#362 – Dick Bernard: The Challenge of Change, and "Spin"
Back in the 1970s, when overhead projectors were the way of conveying information, and handouts were the takeaway record from attending a meeting, I once attended a meeting where the below handout left, and stuck, with me. (Click on it to enlarge.)
The premise of the handout is very simple and timeless: change is not only inevitable for everyone, but is desirable, and often essential. It doesn’t take much thought to identify someone – maybe ourself – whose ‘bad habit’ may have all but killed them.
BUT, even if one knows that a certain change can be demonstrated to have long term positive benefits, there is a huge challenge to actually changing the behavior (see the chart). Adjusting to the change, whatever it might happen to be, is extremely hard work until the new behavior has become a new habit.
While change is terribly difficult for individuals; it is far more difficult for organizations of any kind. Change can be imposed by law, threat or whatever, but lack of buy-in is a real problem. A surly undercurrent of attitudes held by people who weren’t sold on the great idea can sabotage change.
It’s even worse when competing ideologies demand change, as is true in our country today. Change is what the other side must do, since we know what is right.
So, politically these days we have constant talk about the need for deep change in how our American society does business. It comes from left, right, center about most everything…. But precious few are talking with each other. More prevalent is talking AT each other. The objective is to win the war of ideas. The win is always temporary. The war is continual.
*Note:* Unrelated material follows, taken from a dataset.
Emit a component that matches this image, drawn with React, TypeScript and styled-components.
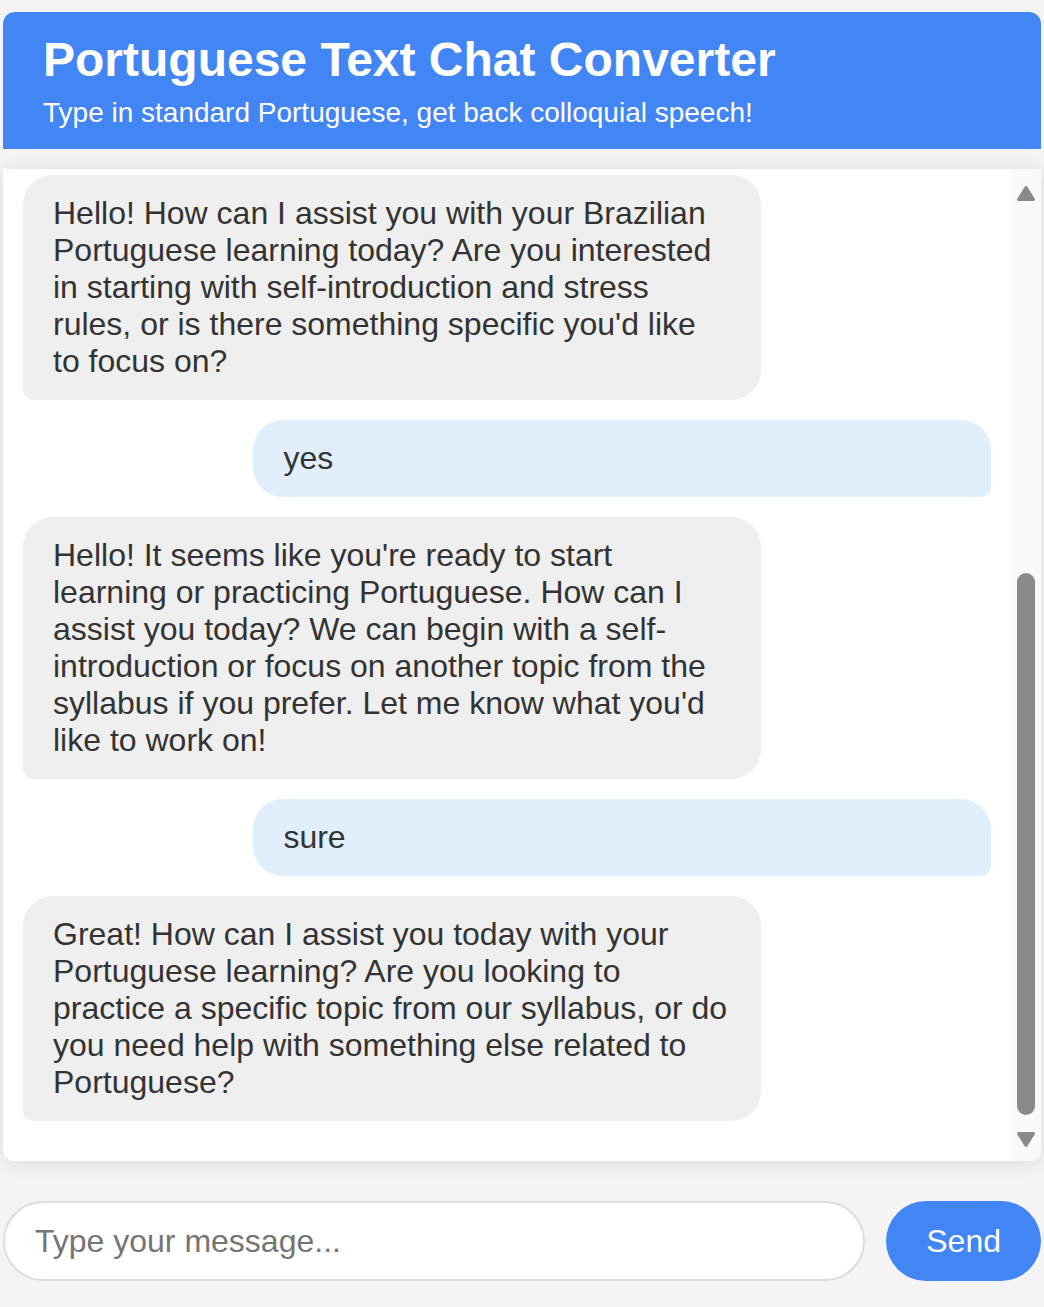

Almost always this conversation is premised on the need for the OTHER person or group to change. The initiator gives him (or her, or their) self a pass: “if you accept my superior idea or wisdom, and change by conforming to my views, all will be good. But I don’t need to change my own attitudes or beliefs.”
It just doesn’t work out quite that simply. Societal change is a team sport.
An immense contemporary impediment to positive change is “Spin”.
“Spin”, the increasingly black art of buttressing one’s argument, while simultaneously dismissing an opposing point of view, essentially sabotages change initiatives. These can be perceived as positive or negative changes (depending on one’s point of view).
Spin has always been a part of the political conversation, but until fairly recent history, a receiver of information would have at least some assurance that “facts”, while skewed, did indeed exist, and could even be found, to support or refute an argument.
Today, almost anyone on any side of any issue can successfully avoid personal accountability by choice of information, image, expert…. It takes very hard work to find some semblance of “truth” in any political positioning statement. Even ‘truth’ becomes suspect. Most recently, The President’s release of his full birth certificate does not quiet the birthers. For assorted reasons, they deny reality to keep the issues alive.
I don’t think it is possible to find a well known pundit or personality who is ‘objective’. Their bias is embedded somewhere in their writing or script. If we share their bias, we like their thinking; if we don’t, we reject it.
We pick and choose who we wish to believe. “They’re all liars”, I’ve heard a good friend say, then she selects the liar she wants to believe – the one which confirms her bias.
If you’ve read this so far, you’re already thinking of the people you don’t like who are the real culprits in this deadly game.
Best we think of ourselves, and how we’re complicit as well.